If you’ve been to the Dinosaur Trail and walked past the Troodons, you’ve seen horsetail. There are more than twenty species of horsetail (Equisetum) some of which grow straight and tall with little branching, some branch out extensively from the hollow central stem, some grow in water, and some grow in dryer habitats, but they all have one thing in common, the do not have flowers or produce seeds.
Although once established horsetails spread ?from rhizomes under the soil, Equisetums reproduce from spores, similar to the way ferns or mushrooms reproduce. The fact that these plants do not produce flowers is one of the reasons that they’re planted on the Dinosaur Trail, they’re an ancient plant. Flowering plants are a relatively new addition to the world’s flora.

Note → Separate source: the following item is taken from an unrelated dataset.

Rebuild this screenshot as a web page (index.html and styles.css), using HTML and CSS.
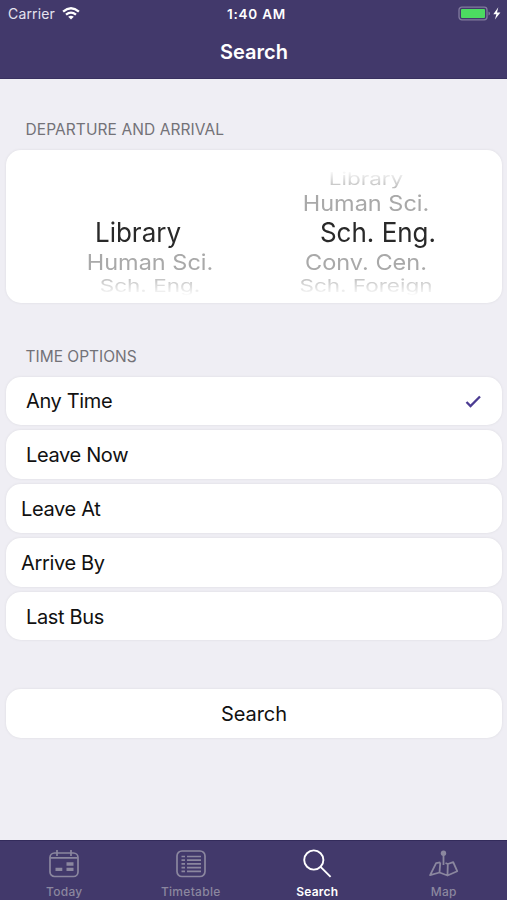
FILE: index.html
```
<!DOCTYPE html>
<html lang="en">
<head>
<meta charset="utf-8">
<title>Search</title>
<link rel="stylesheet" href="styles.css">
</head>
<body>
<header class="header">
  <div class="status">
    <div class="carrier"><span>Carrier</span>
      <svg class="wifi" viewBox="0 0 18 13" width="18" height="13" fill="none" stroke="#fff" stroke-width="2.3"><path d="M1.1 4.7Q9-2.1 16.9 4.7M4 7.7Q9 3.5 14 7.7"/><path d="M9 12.6 6.2 9.8Q9 7.5 11.8 9.8Z" fill="#fff" stroke="none"/></svg>
    </div>
    <span class="clock">1:40 AM</span>
    <svg class="battery" viewBox="0 0 44 16" width="44" height="16"><rect x="1" y="1.1" width="28" height="12.8" rx="2.8" fill="none" stroke="#817b9e" stroke-width="1.3"/><rect x="3" y="3.1" width="24" height="8.8" rx="1" fill="#4cdb61"/><path d="M30.5 5.5v4q1.5-.5 1.5-2t-1.5-2" fill="#817b9e"/><path d="M40.3 1.2 35.3 8.2h3.1L36.9 13.6l5.5-7.2h-3.4Z" fill="#fff"/></svg>
  </div>
  <h1 class="title">Search</h1>
</header>
<main class="content">
  <h2 class="label">DEPARTURE AND ARRIVAL</h2>
  <section class="card picker">
    <div class="wheel wheel-from">
      <div class="far"></div>
      <div class="near"></div>
      <div class="current"><span>Library</span></div>
      <div class="near"><span>Human Sci.</span></div>
      <div class="far below"><span>Sch. Eng.</span></div>
    </div>
    <div class="wheel wheel-to">
      <div class="far above"><span>Library</span></div>
      <div class="near"><span>Human Sci.</span></div>
      <div class="current"><span>Sch. Eng.</span></div>
      <div class="near"><span>Conv. Cen.</span></div>
      <div class="far below"><span>Sch. Foreign</span></div>
    </div>
  </section>
  <h2 class="label label-time">TIME OPTIONS</h2>
  <div class="options">
    <div class="card option"><span>Any Time</span><svg viewBox="0 0 18 14" width="18" height="14" fill="none" stroke="#4b3b92" stroke-width="2.3"><path d="m2.5 8 4 4L16 2.5"/></svg></div>
    <div class="card option"><span>Leave Now</span></div>
    <div class="card option outdent"><span>Leave At</span></div>
    <div class="card option outdent"><span>Arrive By</span></div>
    <div class="card option"><span>Last Bus</span></div>
  </div>
  <div class="card submit"><span>Search</span></div>
</main>
<nav class="tabs">
  <div class="tab"><svg viewBox="0 0 32 30" width="32" height="30" fill="none" stroke="currentColor" stroke-width="1.7"><rect x="2" y="4" width="28" height="23.5" rx="4.5"/><path d="M2.5 8.8h27M9 1v6M23 1v6"/><path d="M18.5 15h7M7.5 20.4h6.8M18.5 20.4h7" stroke-width="3.4"/></svg><span>Today</span></div>
  <div class="tab"><svg viewBox="0 0 32 30" width="32" height="30" fill="none" stroke="currentColor" stroke-width="1.7"><rect x="2" y="2" width="28" height="25.5" rx="5"/><path d="M6.5 7.5H10M12 7.5h14M6.5 11.2H10M12 11.2h14M6.5 14.9H10M12 14.9h14M6.5 18.6H10M12 18.6h14M6.5 22.3H10M12 22.3h14"/></svg><span>Timetable</span></div>
  <div class="tab active"><svg viewBox="0 0 32 30" width="32" height="30" fill="none" stroke="currentColor" stroke-width="1.9"><circle cx="12.8" cy="11" r="9.6"/><path d="m19.6 17.9 10 10"/></svg><span>Search</span></div>
  <div class="tab"><svg viewBox="0 0 32 30" width="32" height="30" fill="none" stroke="currentColor" stroke-width="1.8" stroke-linejoin="round"><circle cx="15.5" cy="4.2" r="2.7" fill="currentColor" stroke="none"/><path d="M15.5 5v11M12.3 13.4 8.1 14.1 2.1 26.2 11.5 23.5 19.5 26.5 29.2 22.2 25.2 13.2 19.8 15 17.5 14M12.3 13.4 11.5 23.5M19.8 15 19.5 26.5"/></svg><span>Map</span></div>
</nav>
</body>
</html>
```
FILE: styles.css
```
* { box-sizing: border-box; }
body {
  margin: 0;
  width: 507px;
  height: 900px;
  display: flex;
  flex-direction: column;
  overflow: hidden;
  background: #efeef4;
  color: #111;
  font-family: Inter, "Liberation Sans", sans-serif;
}
h1, h2 { margin: 0; }
span { white-space: nowrap; }
svg { display: block; flex: none; }
.header {
  height: 79px;
  background: #42396b;
  color: #fff;
  border-bottom: 1px solid #38305f;
}
.status {
  height: 27px;
  display: grid;
  grid-template-columns: 1fr auto 1fr;
  align-items: center;
  padding: 0 5px 0 8px;
  font-size: 14px;
}
.carrier { display: flex; align-items: center; gap: 7px; color: #e5e3ef; letter-spacing: .15px; }
.clock { font-size: 13.5px; font-weight: 600; letter-spacing: .75px; padding-left: 3px; }
.battery { justify-self: end; }
.title {
  text-align: center;
  font-size: 20px;
  line-height: 24px;
  font-weight: 600;
  letter-spacing: 0;
  padding: 13px 0 0 1px;
}
.content { flex: 1; padding: 0 5px 0 6px; }
.label {
  height: 70.5px;
  padding: 40.5px 0 0 19.5px;
  font-size: 15.5px;
  line-height: 20px;
  font-weight: 400;
  letter-spacing: .08px;
  color: #737278;
}
.label-time { height: 74px; padding-top: 44px; letter-spacing: 0; }
.card {
  background: #fff;
  border-radius: 15px;
  box-shadow: 0 0 3px rgba(0, 0, 0, .08);
}
.picker {
  height: 153px;
  display: grid;
  grid-template-columns: 216px 216px;
  padding: 18px 28px 0 36px;
}
.wheel {
  display: grid;
  grid-template-rows: 23px 25px 34px 25px 23px;
  text-align: center;
}
.wheel div { display: flex; align-items: center; justify-content: center; }
.wheel span { display: block; }
.current { color: #292929; font-size: 26px; }
.current span { transform: scaleY(1.04); }
.wheel-from .current { padding-right: 24px; }
.wheel-to .current { padding-left: 24px; }
.near { color: #a9a9a9; font-size: 23.5px; }
.near span { transform: scaleY(.93); }
.far { color: #bdbdbd; font-size: 22.5px; overflow: hidden; }
.far span { transform: translateY(-.5px) scaleY(.74); }
.above { -webkit-mask-image: linear-gradient(transparent 2px, #000 20px); mask-image: linear-gradient(transparent 2px, #000 20px); }
.below { -webkit-mask-image: linear-gradient(#000 2px, transparent 21px); mask-image: linear-gradient(#000 2px, transparent 21px); }
.options { display: grid; gap: 5px; }
.option {
  height: 48.8px;
  display: flex;
  align-items: center;
  justify-content: space-between;
  padding: 1px 20px 0;
  font-size: 20px;
  letter-spacing: -.35px;
}
.outdent { padding-left: 15px; }
.submit {
  height: 49px;
  margin-top: 48.5px;
  display: flex;
  align-items: center;
  justify-content: center;
  padding-top: 1px;
  font-size: 20px;
  letter-spacing: -.1px;
}
.tabs {
  height: 60px;
  display: grid;
  grid-template-columns: repeat(4, 1fr);
  background: #42396b;
  border-top: 1px solid #332b5b;
  padding: 8px 0 0 1px;
  color: #8b879f;
}
.tab { display: flex; flex-direction: column; align-items: center; }
.tab span { font-size: 12px; line-height: 15px; font-weight: 500; letter-spacing: .3px; margin-top: 5px; }
.tab.active { color: #fff; }
.active span { font-weight: 600; letter-spacing: .2px; }
```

The spores are released from a Strobilus (stro bi’ lus), a cone-like structure at the tip of the plant’s stem. The spores are spread either by the wind, the bump of some passing animal, or the flick of a naturalist’s finger.
Horsetail is variously know as Bottlebrush, Corncob Plant, Dutch Rushes, Scouring Rush, Paddock-pipes, and many other names. You may not be surprised from those names that horsetail can be used to scrub pots and polish metal. This use as a cleaning tool is due to the presence of silica within the plant’s stem.
Equisetum also has many medicinal uses for everything from healing ulcers to kidney problems. It seems though, from what I’ve read, that it’s most often prescribed for kidney, bladder, and urinary tract conditions.
Also contained within the plant is potassium, aluminum, manganese, saponins, phytosterols, phenolic acids, cafeic acids, alkaloids, and tannins.
Horsetail is a very useful plant.
Where does the name horsetail come from? The common name is derived from the scientific name Equisetum which, broken down is equus (horse) and seta (bristle). Where does the scientific name come from? The scientific name comes from the plant’s resemblance to a horse’s tail. Although our variety of horsetail (on the Dino Trail) doesn’t look at all like the tail of a horse, the large, branching variety does bear at least some resemblance to the bushy end of a horse.
How did I get the picture of the spores flying off of the strobilus? Well, if you remember from above, “The spores are spread either by the wind, the bump of some passing animal, or the flick of a naturalist’s finger.”
Kristin must have flicked a dozen of these stalks before I was able to get a decent shot of the spores flying through the air.